» AIM OF THE TASK
Type out the complete listing below word for word, without its pictures.

» PROVIDED DATA

>> BEGIN

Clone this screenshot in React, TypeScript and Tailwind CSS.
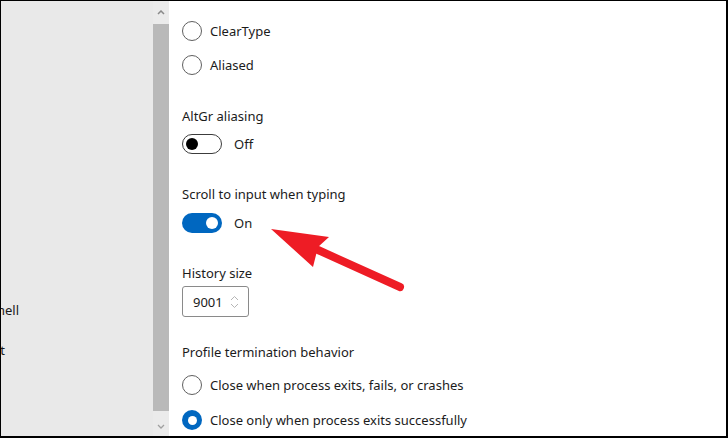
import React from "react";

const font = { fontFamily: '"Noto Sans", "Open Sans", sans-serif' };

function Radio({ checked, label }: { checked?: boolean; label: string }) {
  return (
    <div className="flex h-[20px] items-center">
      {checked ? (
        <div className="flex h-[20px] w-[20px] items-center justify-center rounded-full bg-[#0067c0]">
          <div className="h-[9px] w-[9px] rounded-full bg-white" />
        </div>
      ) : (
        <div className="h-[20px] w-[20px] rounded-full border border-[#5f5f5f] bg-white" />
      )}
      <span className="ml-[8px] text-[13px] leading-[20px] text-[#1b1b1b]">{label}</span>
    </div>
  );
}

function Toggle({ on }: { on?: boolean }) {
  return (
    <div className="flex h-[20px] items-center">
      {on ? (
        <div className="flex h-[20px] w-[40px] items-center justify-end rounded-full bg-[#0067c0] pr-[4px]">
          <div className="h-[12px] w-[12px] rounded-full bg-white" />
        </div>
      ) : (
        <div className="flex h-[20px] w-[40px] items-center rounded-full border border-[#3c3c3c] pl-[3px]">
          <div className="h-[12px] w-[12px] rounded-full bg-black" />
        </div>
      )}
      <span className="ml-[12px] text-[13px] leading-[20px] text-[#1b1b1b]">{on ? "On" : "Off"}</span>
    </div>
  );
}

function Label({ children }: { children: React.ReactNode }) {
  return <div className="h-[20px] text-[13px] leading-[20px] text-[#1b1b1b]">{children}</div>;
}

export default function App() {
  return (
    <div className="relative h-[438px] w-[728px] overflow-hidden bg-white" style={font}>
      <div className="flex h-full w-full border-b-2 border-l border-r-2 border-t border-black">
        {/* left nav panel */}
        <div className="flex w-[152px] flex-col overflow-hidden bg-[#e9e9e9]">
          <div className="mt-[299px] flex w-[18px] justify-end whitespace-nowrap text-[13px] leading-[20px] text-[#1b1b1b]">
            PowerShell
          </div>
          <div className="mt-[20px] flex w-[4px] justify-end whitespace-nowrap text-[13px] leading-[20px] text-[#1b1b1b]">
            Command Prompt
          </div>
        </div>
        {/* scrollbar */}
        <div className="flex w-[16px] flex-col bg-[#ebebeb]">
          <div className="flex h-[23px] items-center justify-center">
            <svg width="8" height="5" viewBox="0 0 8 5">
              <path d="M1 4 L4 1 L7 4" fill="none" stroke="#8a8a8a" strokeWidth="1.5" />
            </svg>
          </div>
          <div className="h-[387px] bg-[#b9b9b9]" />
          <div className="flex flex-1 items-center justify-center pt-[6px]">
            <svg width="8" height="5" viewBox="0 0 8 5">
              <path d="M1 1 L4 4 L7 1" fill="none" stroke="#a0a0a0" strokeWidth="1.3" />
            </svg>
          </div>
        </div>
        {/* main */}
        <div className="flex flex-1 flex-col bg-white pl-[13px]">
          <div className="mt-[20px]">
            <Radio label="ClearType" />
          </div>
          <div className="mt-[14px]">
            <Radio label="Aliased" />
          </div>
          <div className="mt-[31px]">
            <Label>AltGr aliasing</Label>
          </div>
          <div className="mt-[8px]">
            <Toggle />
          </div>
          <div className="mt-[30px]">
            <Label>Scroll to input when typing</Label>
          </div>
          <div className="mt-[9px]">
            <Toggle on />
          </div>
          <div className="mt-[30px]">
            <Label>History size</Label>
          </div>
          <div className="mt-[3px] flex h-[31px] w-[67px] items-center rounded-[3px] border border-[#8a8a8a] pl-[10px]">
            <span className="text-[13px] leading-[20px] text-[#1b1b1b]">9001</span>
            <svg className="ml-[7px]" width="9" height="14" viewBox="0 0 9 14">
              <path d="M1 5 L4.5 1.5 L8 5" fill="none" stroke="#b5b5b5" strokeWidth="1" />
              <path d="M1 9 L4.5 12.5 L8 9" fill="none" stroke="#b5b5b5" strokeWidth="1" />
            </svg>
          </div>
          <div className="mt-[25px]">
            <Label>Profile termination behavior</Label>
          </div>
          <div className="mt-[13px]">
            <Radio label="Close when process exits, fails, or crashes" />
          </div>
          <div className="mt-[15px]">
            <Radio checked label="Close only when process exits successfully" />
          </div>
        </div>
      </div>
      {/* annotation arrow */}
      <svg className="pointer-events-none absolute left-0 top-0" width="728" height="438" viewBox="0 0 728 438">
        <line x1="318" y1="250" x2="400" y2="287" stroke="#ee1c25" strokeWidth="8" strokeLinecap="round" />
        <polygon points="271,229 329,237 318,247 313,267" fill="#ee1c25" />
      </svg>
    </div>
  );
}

>> END

» ANSWER IN FULL
Clone this screenshot in React, TypeScript and Tailwind CSS.
import React from "react";

const font = { fontFamily: '"Noto Sans", "Open Sans", sans-serif' };

function Radio({ checked, label }: { checked?: boolean; label: string }) {
  return (
    <div className="flex h-[20px] items-center">
      {checked ? (
        <div className="flex h-[20px] w-[20px] items-center justify-center rounded-full bg-[#0067c0]">
          <div className="h-[9px] w-[9px] rounded-full bg-white" />
        </div>
      ) : (
        <div className="h-[20px] w-[20px] rounded-full border border-[#5f5f5f] bg-white" />
      )}
      <span className="ml-[8px] text-[13px] leading-[20px] text-[#1b1b1b]">{label}</span>
    </div>
  );
}

function Toggle({ on }: { on?: boolean }) {
  return (
    <div className="flex h-[20px] items-center">
      {on ? (
        <div className="flex h-[20px] w-[40px] items-center justify-end rounded-full bg-[#0067c0] pr-[4px]">
          <div className="h-[12px] w-[12px] rounded-full bg-white" />
        </div>
      ) : (
        <div className="flex h-[20px] w-[40px] items-center rounded-full border border-[#3c3c3c] pl-[3px]">
          <div className="h-[12px] w-[12px] rounded-full bg-black" />
        </div>
      )}
      <span className="ml-[12px] text-[13px] leading-[20px] text-[#1b1b1b]">{on ? "On" : "Off"}</span>
    </div>
  );
}

function Label({ children }: { children: React.ReactNode }) {
  return <div className="h-[20px] text-[13px] leading-[20px] text-[#1b1b1b]">{children}</div>;
}

export default function App() {
  return (
    <div className="relative h-[438px] w-[728px] overflow-hidden bg-white" style={font}>
      <div className="flex h-full w-full border-b-2 border-l border-r-2 border-t border-black">
        {/* left nav panel */}
        <div className="flex w-[152px] flex-col overflow-hidden bg-[#e9e9e9]">
          <div className="mt-[299px] flex w-[18px] justify-end whitespace-nowrap text-[13px] leading-[20px] text-[#1b1b1b]">
            PowerShell
          </div>
          <div className="mt-[20px] flex w-[4px] justify-end whitespace-nowrap text-[13px] leading-[20px] text-[#1b1b1b]">
            Command Prompt
          </div>
        </div>
        {/* scrollbar */}
        <div className="flex w-[16px] flex-col bg-[#ebebeb]">
          <div className="flex h-[23px] items-center justify-center">
            <svg width="8" height="5" viewBox="0 0 8 5">
              <path d="M1 4 L4 1 L7 4" fill="none" stroke="#8a8a8a" strokeWidth="1.5" />
            </svg>
          </div>
          <div className="h-[387px] bg-[#b9b9b9]" />
          <div className="flex flex-1 items-center justify-center pt-[6px]">
            <svg width="8" height="5" viewBox="0 0 8 5">
              <path d="M1 1 L4 4 L7 1" fill="none" stroke="#a0a0a0" strokeWidth="1.3" />
            </svg>
          </div>
        </div>
        {/* main */}
        <div className="flex flex-1 flex-col bg-white pl-[13px]">
          <div className="mt-[20px]">
            <Radio label="ClearType" />
          </div>
          <div className="mt-[14px]">
            <Radio label="Aliased" />
          </div>
          <div className="mt-[31px]">
            <Label>AltGr aliasing</Label>
          </div>
          <div className="mt-[8px]">
            <Toggle />
          </div>
          <div className="mt-[30px]">
            <Label>Scroll to input when typing</Label>
          </div>
          <div className="mt-[9px]">
            <Toggle on />
          </div>
          <div className="mt-[30px]">
            <Label>History size</Label>
          </div>
          <div className="mt-[3px] flex h-[31px] w-[67px] items-center rounded-[3px] border border-[#8a8a8a] pl-[10px]">
            <span className="text-[13px] leading-[20px] text-[#1b1b1b]">9001</span>
            <svg className="ml-[7px]" width="9" height="14" viewBox="0 0 9 14">
              <path d="M1 5 L4.5 1.5 L8 5" fill="none" stroke="#b5b5b5" strokeWidth="1" />
              <path d="M1 9 L4.5 12.5 L8 9" fill="none" stroke="#b5b5b5" strokeWidth="1" />
            </svg>
          </div>
          <div className="mt-[25px]">
            <Label>Profile termination behavior</Label>
          </div>
          <div className="mt-[13px]">
            <Radio label="Close when process exits, fails, or crashes" />
          </div>
          <div className="mt-[15px]">
            <Radio checked label="Close only when process exits successfully" />
          </div>
        </div>
      </div>
      {/* annotation arrow */}
      <svg className="pointer-events-none absolute left-0 top-0" width="728" height="438" viewBox="0 0 728 438">
        <line x1="318" y1="250" x2="400" y2="287" stroke="#ee1c25" strokeWidth="8" strokeLinecap="round" />
        <polygon points="271,229 329,237 318,247 313,267" fill="#ee1c25" />
      </svg>
    </div>
  );
}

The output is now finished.